私は登山計画を立案した頃、このルートは知っていました。
しかし、このルートではやっぱり面白みがないな~と思いました。樋口氏が後述しているように「長いルートのほうが充実して達成感がある」といった感じで往復12時間(休憩込み)にチャレンジしたしだいです。

これもその登山者の価値観の違いですから何とも言えませんが。

 

日本百名山の難易度は、登山者自身の体力や考え方の違いによってそれを感じる度合いは異なるものがあると思います。
ここでは、私自身が実際に登ってみて、又、仮にクラシックルートをたどったら?、どのように思うかという点で二座挙げてみました。
その他、登山口までの長いアクセスや天候に関わる渡渉などを考えた時、北海道のトムラウシと幌尻岳があります。

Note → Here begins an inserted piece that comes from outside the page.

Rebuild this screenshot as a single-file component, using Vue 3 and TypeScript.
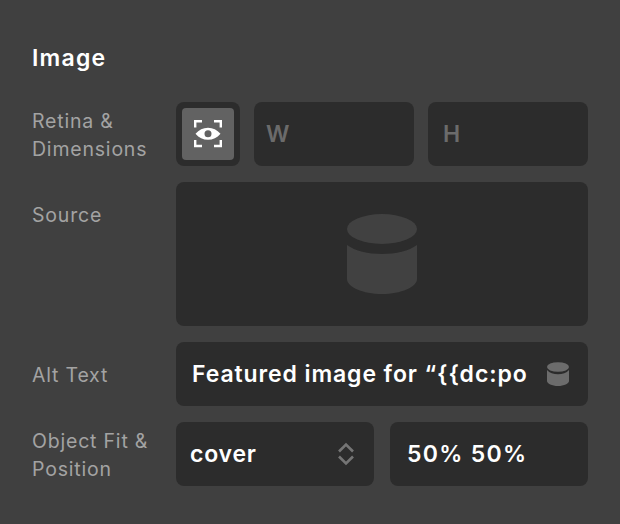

私としては日本百名山の難易度として、北・南アルプスの高峰を挙げません。それだけ上記二座が抜きんでてプレッシャーを感じさせる山ではないかと思いました。

百名山で最も大変だった山はどこですか?と訊かれたら、私は迷わず平ケ岳を挙げます。
又、同時に体力面で「クラシックルートしかない皇海山もそうでしょう」と応えると思います。